Максвелл-Файф: Они на странице 50 английского; у меня есть английский документ:
«Я плавал вокруг пока мне не попался сломанный нос нашей спасательной шлюпки, который был, перевёрнут, и взобрался на его верх. Даже теперь субмарина не погружалась, а осмысленно плыла в моём направлении и с расстояния около 60 или 70 ярдов начала стрелять прямо в меня короткими очередями из пулемёта. Так как их намерение было совершенно очевидно я упал в воду и оставался в ней до тех пор, пока субмарина не перестала стрелять и погрузилась, после чего я забрался на днище лодки».
Заявление бразильского господина вы найдете на странице 52. У вас оно есть?
Дёниц: Да, есть.
Максвелл-Файф: Пятнадцатая строчка снизу, он говорит, «…противник безжалостно обстреливал беззащитных моряков в спасательной шлюпке номер 2…»
Предположительно — конечно предполагается — что господин Макалистер и сеньор Оливейру Сильва говорят правду, вы скажете, что эти офицеры подводных лодок действовали сами по себе?
Дёниц: Возможно, что эти люди могли вообразить эти происшествия. Однако, я хочу указать на то, что в ночном бою — возьмем сначала пример «Antonico» — который длился 20 минут, можно было легко вообразить, что стрельба направленная по кораблю там попала по спасательной шлюпке. В любом случае, если кто-либо делает доклад о ночном бое, длившемся 20 минут, тогда это субъективный доклад, и каждый, кто знает, как эти доклады варьируются, знает, как просто моряку совершить ошибку. Если, во время ночного боя, подводная лодка хотела уничтожить этих людей, тогда она не оставалась бы там 20 минут, в особенности, поскольку лицо заявляет, что он не видел субмарины в темноте.
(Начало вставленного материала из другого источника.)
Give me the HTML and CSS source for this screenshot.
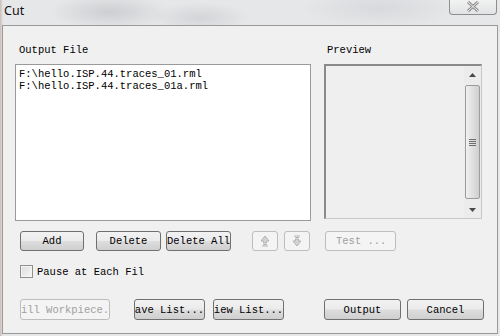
FILE: index.html
```html
<!DOCTYPE html>
<html lang="en">
<head>
    <meta charset="UTF-8">
    <title>Cut</title>
    <link rel="stylesheet" href="styles.css">
</head>
<body>
    <div class="window">
        <!-- Title bar -->
        <div class="titlebar">
            <span class="title">Cut</span>
            <div class="close-btn">
                <svg width="14" height="11" viewBox="0 0 14 11">
                    <path d="M2 1 L12 10 M12 1 L2 10" stroke="#8c8c8c" stroke-width="3" fill="none"/>
                    <path d="M2 1 L12 10 M12 1 L2 10" stroke="#f4f4f4" stroke-width="1" fill="none"/>
                </svg>
            </div>
        </div>

        <!-- Client area -->
        <div class="client">
            <div class="panes">
                <div class="pane-left">
                    <div class="label">Output File</div>
                    <div class="listbox">
                        <div class="list-item">F:\hello.ISP.44.traces_01.rml</div>
                        <div class="list-item">F:\hello.ISP.44.traces_01a.rml</div>
                    </div>
                </div>
                <div class="pane-right">
                    <div class="label label-preview">Preview</div>
                    <div class="preview">
                        <div class="scrollbar">
                            <div class="sb-arrow">
                                <svg width="7" height="4" viewBox="0 0 7 4"><path d="M0 4 L3.5 0 L7 4 Z" fill="#4a4a4a"/></svg>
                            </div>
                            <div class="sb-thumb">
                                <div class="grip"></div>
                                <div class="grip"></div>
                                <div class="grip"></div>
                                <div class="grip"></div>
                            </div>
                            <div class="sb-arrow">
                                <svg width="7" height="4" viewBox="0 0 7 4"><path d="M0 0 L3.5 4 L7 0 Z" fill="#4a4a4a"/></svg>
                            </div>
                        </div>
                    </div>
                </div>
            </div>

            <!-- List buttons -->
            <div class="btn-row row-list">
                <div class="btn btn-add">Add</div>
                <div class="btn btn-delete">Delete</div>
                <div class="btn btn-delall">Delete All</div>
                <div class="btn btn-arrow disabled">
                    <svg width="10" height="12" viewBox="0 0 10 12">
                        <path d="M5 1 L9 6 H6.5 V8 H3.5 V6 H1 Z" fill="#d4d4d4" stroke="#b4b4b4" stroke-width="1"/>
                        <path d="M2 11 H8 M3 9.5 H7" stroke="#b4b4b4" stroke-width="1"/>
                    </svg>
                </div>
                <div class="btn btn-arrow btn-down disabled">
                    <svg width="10" height="12" viewBox="0 0 10 12">
                        <path d="M5 11 L9 6 H6.5 V4 H3.5 V6 H1 Z" fill="#d4d4d4" stroke="#b4b4b4" stroke-width="1"/>
                        <path d="M2 1 H8 M3 2.5 H7" stroke="#b4b4b4" stroke-width="1"/>
                    </svg>
                </div>
                <div class="btn btn-test disabled flat">Test ...</div>
            </div>

            <label class="check-row">
                <span class="checkbox"></span>
                <span>Pause at Each Fil</span>
            </label>

            <!-- Bottom buttons -->
            <div class="btn-row row-bottom">
                <div class="btn btn-fill disabled flat">ill Workpiece.</div>
                <div class="btn btn-save">ave List...</div>
                <div class="btn btn-view">iew List...</div>
                <div class="btn btn-output">Output</div>
                <div class="btn btn-cancel">Cancel</div>
            </div>
        </div>
    </div>
</body>
</html>
```

FILE: styles.css
```css
/* Page */
body {
    margin: 0;
    width: 500px;
    height: 336px;
    overflow: hidden;
    font-family: 'Liberation Mono', 'Courier New', monospace;
    font-size: 10.5px;
    color: #000;
    background: linear-gradient(180deg, #eceef0 0%, #e4e6e8 30%, #dfe1e3 100%);
}

.window {
    width: 500px;
    height: 336px;
    background:
        radial-gradient(ellipse 60px 18px at 110px 12px, rgba(160, 160, 165, 0.35), transparent),
        radial-gradient(ellipse 50px 16px at 200px 18px, rgba(170, 170, 175, 0.3), transparent),
        radial-gradient(ellipse 80px 20px at 380px 8px, rgba(185, 185, 190, 0.3), transparent),
        linear-gradient(90deg, #c9bdb6 0px, #e6e7e9 3px);
}

/* Title bar */
.titlebar {
    height: 25px;
    display: flex;
    justify-content: space-between;
    align-items: flex-start;
}

.title {
    font-family: 'Noto Sans', 'Liberation Sans', sans-serif;
    font-size: 12.5px;
    margin: 2px 0 0 4px;
    color: #111;
}

.close-btn {
    width: 46px;
    height: 15px;
    margin: -1px 3px 0 0;
    border: 1px solid #8e8e8e;
    border-top: none;
    border-radius: 0 0 4px 4px;
    background: linear-gradient(180deg, #f3f3f3, #e2e3e5);
    display: flex;
    justify-content: center;
    align-items: center;
}

/* Client area */
.client {
    box-sizing: border-box;
    width: 496px;
    height: 309px;
    margin-left: 2px;
    border: 1px solid #9a9a9a;
    background-color: #f0f0f0;
    padding: 18px 0 0 12px;
}

.panes {
    display: flex;
    gap: 13px;
}

.label {
    height: 12px;
    line-height: 12px;
    padding-left: 4px;
    margin-bottom: 8px;
}

.label-preview {
    padding-left: 3px;
}

.listbox {
    box-sizing: border-box;
    width: 296px;
    height: 157px;
    border: 1px solid #9a9a9a;
    background-color: #fff;
    padding: 3px 3px;
}

.list-item {
    height: 12px;
    line-height: 12px;
    white-space: nowrap;
}

/* Preview box with scrollbar */
.preview {
    box-sizing: border-box;
    width: 158px;
    height: 155px;
    border: 1px solid #c8c8c8;
    border-top: 2px solid #8a8a8a;
    border-left: 2px solid #8a8a8a;
    background-color: #efefef;
    display: flex;
    justify-content: flex-end;
}

.scrollbar {
    width: 17px;
    display: flex;
    flex-direction: column;
    background-color: #ececec;
}

.sb-arrow {
    height: 17px;
    display: flex;
    justify-content: center;
    align-items: center;
}

.sb-thumb {
    flex: 1;
    margin: 2px 1px;
    border: 1px solid #9c9c9c;
    border-radius: 2px;
    background: linear-gradient(90deg, #f1f1f1, #dcdcdc 60%, #cfcfcf);
    display: flex;
    flex-direction: column;
    justify-content: center;
    align-items: center;
    gap: 1px;
}

.grip {
    width: 7px;
    height: 1px;
    background-color: #6e6e6e;
}

/* Buttons */
.btn-row {
    display: flex;
    align-items: center;
}

.row-list {
    margin-top: 10px;
    padding-left: 5px;
}

.row-bottom {
    margin-top: 21px;
    padding-left: 5px;
}

.btn {
    box-sizing: border-box;
    height: 20px;
    border: 1px solid #707070;
    border-radius: 3px;
    background: linear-gradient(180deg, #f2f2f2 0%, #ebebeb 48%, #dddddd 52%, #cfcfcf 100%);
    display: flex;
    justify-content: center;
    align-items: center;
    white-space: nowrap;
    overflow: hidden;
}

.btn.disabled {
    border-color: #bdbdbd;
    color: #a0a0a0;
    background: #f4f4f4;
}

.btn-add { width: 64px; }
.btn-delete { width: 65px; margin-left: 12px; }
.btn-delall { width: 65px; margin-left: 5px; }
.btn-arrow { width: 26px; margin-left: 21px; }
.btn-down { margin-left: 6px; }
.btn-test { width: 71px; margin-left: 15px; justify-content: flex-start; padding-left: 10px; }

.btn-fill { width: 90px; height: 21px; }
.btn-save { width: 71px; height: 21px; margin-left: 24px; }
.btn-view { width: 71px; height: 21px; margin-left: 8px; }
.btn-output { width: 77px; height: 21px; margin-left: 40px; }
.btn-cancel { width: 77px; height: 21px; margin-left: 6px; }

/* Checkbox */
.check-row {
    display: flex;
    align-items: center;
    gap: 4px;
    margin: 14px 0 0 5px;
}

.checkbox {
    box-sizing: border-box;
    width: 13px;
    height: 13px;
    border: 1px solid #8e8f8f;
    background: linear-gradient(135deg, #dcdcdc, #f6f6f6);
    box-shadow: inset 0 0 0 1px #f4f4f4;
}
```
Это точно всё очень расплывчатые заявления.
Случай с «Noreen Mary» достаточно похож. Большое число заявлений делалось в этом направлении, которые точно не правдивы; например, что субмарина несла свастику. Ни единая субмарина не выходила в море раскрашенной таким образом. Если некто в неких обломках или в спасательной шлюпке и там поблизости выстрелы, тогда ему очень просто почувствовать, что в него стреляют. Это было той самой причиной, о достаточном количестве случаев с англо-американской стороны упоминавшимися нами; не потому что мы хотели выдвинуть обвинение, а потому что мы хотели продемонстрировать насколько скептически следовало относиться к таким отдельным докладам.